Há mais mistérios entre o céu e a terra do que a Ciência e a racionalidade humana podem explicar. Um deles paira em um quadro envidraçado, que protege anotações escritas à mão em diferentes tipos de papel, como um convite de aniversário de criança ou aquele papel pardo que escolta o pão quentinho até em casa. Reza a lenda que reis e plebeus já sucumbiram ao seu feitiço. Os manuscritos transformam-se ao colocar um dos headphones disponíveis no local. Como em um filme de Harry Potter, as letras ganham vida e dançam sobre o papel. Você reconhece a melodia, sabe de cor os versos, mas silencia e sente como se estivesse escutando cada nota pela primeira vez.
Essa viagem acontece ao visitar a seção de Tesouros da Biblioteca Britânica. Os manuscritos são músicas dos Beatles, como Yesterday, uma das canções mais gravadas do mundo. A experiência provocada ali naquela sala, sem privacidade alguma, aguça dois sentidos do ser humano e provoca a emoção de um show intimista e despretensioso, como se o seu Beatle favorito estivesse apresentando a você uma composição que acabou de rabiscar em um pedaço de papel.

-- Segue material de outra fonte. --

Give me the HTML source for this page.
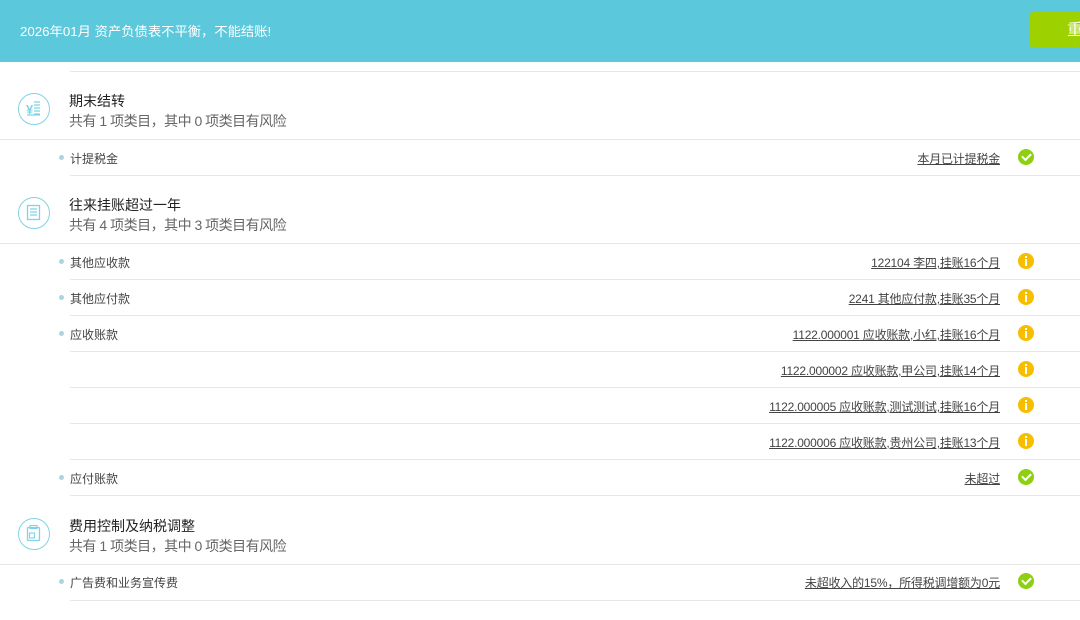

A exposição também instiga a curiosidade. Conta que Paul acordou um dia com a melodia de Yesterday na cabeça, mas a deixou de lado por um tempo. “Preocupado com a possibilidade de ser uma melodia de outra pessoa guardada no seu subconsciente, ele a tocou por várias semanas para amigos, como a cantora Alma Cogan, perguntando se a reconheciam”, completa Hunter Davies em “As letras dos Beatles”. Foi nessa fase de testes, que a música ganhou provisoriamente o nome de Ovos Mexidos (Scrumbled Eggs).
Uma vez convencido da sua autoria, Paul escreveu a letra, dizem, com a mesma facilidade com que construiu a melodia. Sabe-se que Jane Asber, a namorada do Beatle na época, não serviu como musa para a canção. De acordo com Davies, o cantor admitiu que talvez a tenha escrito com a sua mãe, que morreu de câncer durante a sua adolescência, em mente. No entanto, ele “não tinha essa consciência ao escrever a letra”.
A música foi unanimidade entre os companheiros de banda, embora John achasse que ela não iria tão longe. Tornou-se não só faixa do LP Help!, lançado em 1965, mas o primeiro solo de um integrante.
O autor de “As Letras dos Beatles” jura que o manuscrito exposto na Biblioteca Britânica não é o original, mas uma versão passada a limpo por Paul a pedido do próprio escritor. Esse detalhe, no fundo, pouco importa.
A mágica que acontece naquela sala, com um pedaço de papel rabiscado e algumas notas tiradas no violão, nos lembra do poder de criação do ser humano. Nem a Rainha Elizabeth II foi capaz de resistir à simples e poderosa experiência da Biblioteca Britânica. Durante visita ao local, ela passou mais tempo ali, estudando Yesterday, que contemplando a Carta Magna. Afinal, se somos todos feitos de poeira de estrela, quem pode culpá-la por se mostrar tão mortal?